··· Supplied material
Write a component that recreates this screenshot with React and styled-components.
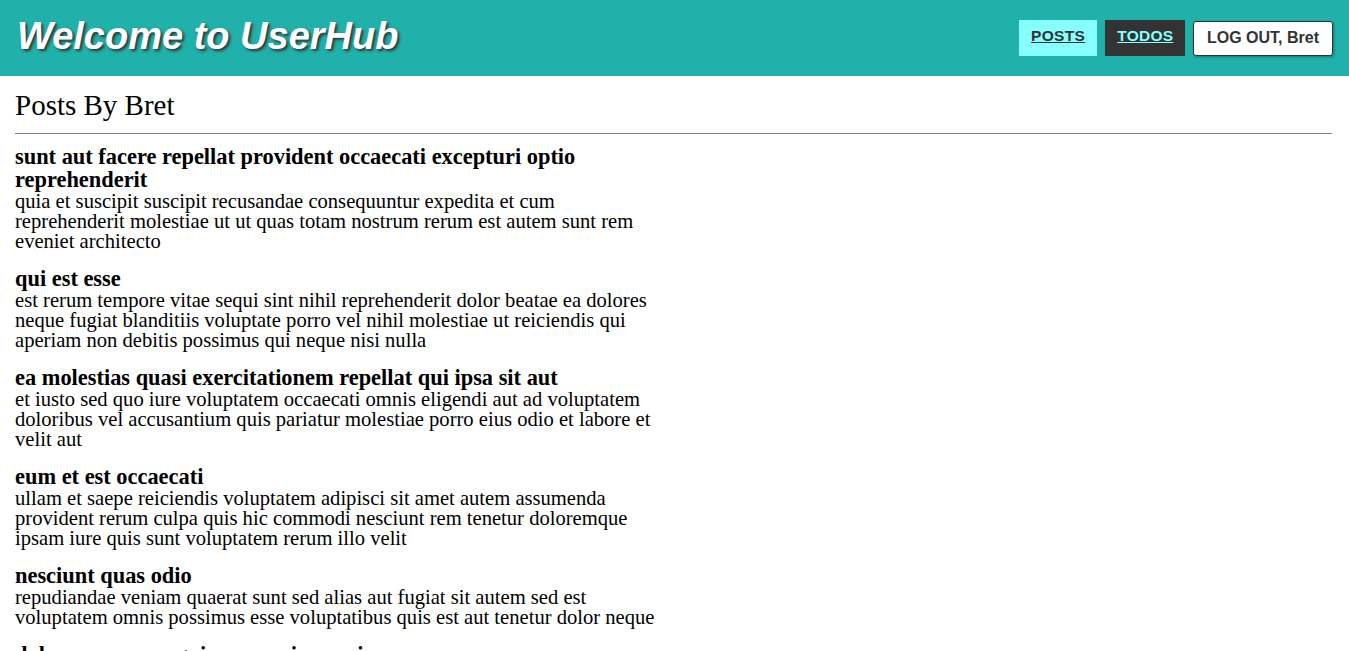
import React from "react";
import styled, { createGlobalStyle } from "styled-components";

const Global = createGlobalStyle`
  html, body { margin: 0; padding: 0; background: #fff; }
  body { font-family: "Liberation Serif", "Times New Roman", serif; color: #000; }
`;

const Header = styled.header`
  height: 76px;
  background: #20b2aa;
  display: flex;
  align-items: center;
  justify-content: space-between;
  padding: 0 16.5px 0 17px;
  box-sizing: border-box;
`;

const Brand = styled.h1`
  margin: 0;
  font-family: "Liberation Sans", Arial, sans-serif;
  font-style: italic;
  font-weight: bold;
  font-size: 38px;
  color: #fff;
  text-shadow: 2px 2px 3px #333;
  margin-top: -3px;
`;

const Nav = styled.nav`
  display: flex;
  align-items: center;
  gap: 8px;
`;

const NavLink = styled.a`
  display: flex;
  align-items: center;
  justify-content: center;
  height: 36px;
  padding: 0 12px 4px;
  box-sizing: border-box;
  font-family: "Liberation Sans", Arial, sans-serif;
  font-weight: bold;
  font-size: 15.5px;
  letter-spacing: 0.3px;
  text-decoration: underline;
  background: ${(p) => (p.$active ? "#88ffff" : "#333333")};
  color: ${(p) => (p.$active ? "#333333" : "#88ffff")};
  cursor: pointer;
`;

const LogoutButton = styled.button`
  height: 35px;
  padding: 0 12.5px;
  background: #fff;
  border: 1px solid #333;
  border-radius: 3px;
  box-shadow: 1px 1px 3px rgba(0, 0, 0, 0.35);
  font-family: "Liberation Sans", Arial, sans-serif;
  font-weight: bold;
  font-size: 16px;
  color: #333;
  cursor: pointer;
`;

const Main = styled.main`
  padding: 0 17px 0 15px;
`;

const PageTitle = styled.h2`
  margin: 0;
  padding-top: 12px;
  font-size: 29px;
  font-weight: normal;
  line-height: 34px;
  padding-bottom: 11px;
  border-bottom: 1px solid #808080;
  margin-bottom: 11px;
`;

const PostList = styled.div`
  width: 50%;
  max-width: 640px;
  display: flex;
  flex-direction: column;
  gap: 16px;
`;

const Post = styled.article``;

const PostTitle = styled.h3`
  margin: 0;
  font-size: 22.4px;
  font-weight: bold;
  line-height: 23px;
`;

const PostBody = styled.p`
  margin: 0;
  font-size: 20.6px;
  line-height: 20px;
`;

const posts = [
  {
    title: "sunt aut facere repellat provident occaecati excepturi optio reprehenderit",
    body: "quia et suscipit suscipit recusandae consequuntur expedita et cum reprehenderit molestiae ut ut quas totam nostrum rerum est autem sunt rem eveniet architecto",
  },
  {
    title: "qui est esse",
    body: "est rerum tempore vitae sequi sint nihil reprehenderit dolor beatae ea dolores neque fugiat blanditiis voluptate porro vel nihil molestiae ut reiciendis qui aperiam non debitis possimus qui neque nisi nulla",
  },
  {
    title: "ea molestias quasi exercitationem repellat qui ipsa sit aut",
    body: "et iusto sed quo iure voluptatem occaecati omnis eligendi aut ad voluptatem doloribus vel accusantium quis pariatur molestiae porro eius odio et labore et velit aut",
  },
  {
    title: "eum et est occaecati",
    body: "ullam et saepe reiciendis voluptatem adipisci sit amet autem assumenda provident rerum culpa quis hic commodi nesciunt rem tenetur doloremque ipsam iure quis sunt voluptatem rerum illo velit",
  },
  {
    title: "nesciunt quas odio",
    body: "repudiandae veniam quaerat sunt sed alias aut fugiat sit autem sed est voluptatem omnis possimus esse voluptatibus quis est aut tenetur dolor neque",
  },
  {
    title: "dolorem eum magni eos aperiam quia",
    body: "ut aspernatur corporis harum nihil quis provident sequi mollitia nobis aliquid molestiae perspiciatis et ea nemo ab reprehenderit accusantium quas voluptate dolores velit et doloremque molestiae",
  },
];

export default function App() {
  return (
    <>
      <Global />
      <Header>
        <Brand>Welcome to UserHub</Brand>
        <Nav>
          <NavLink $active>POSTS</NavLink>
          <NavLink>TODOS</NavLink>
          <LogoutButton>LOG OUT, Bret</LogoutButton>
        </Nav>
      </Header>
      <Main>
        <PageTitle>Posts By Bret</PageTitle>
        <PostList>
          {posts.map((p) => (
            <Post key={p.title}>
              <PostTitle>{p.title}</PostTitle>
              <PostBody>{p.body}</PostBody>
            </Post>
          ))}
        </PostList>
      </Main>
    </>
  );
}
······
**What you should do:**
From the data above, copy each line where the string "components" appears.

**Exercise answer:**
Write a component that recreates this screenshot with React and styled-components.
import styled, { createGlobalStyle } from "styled-components";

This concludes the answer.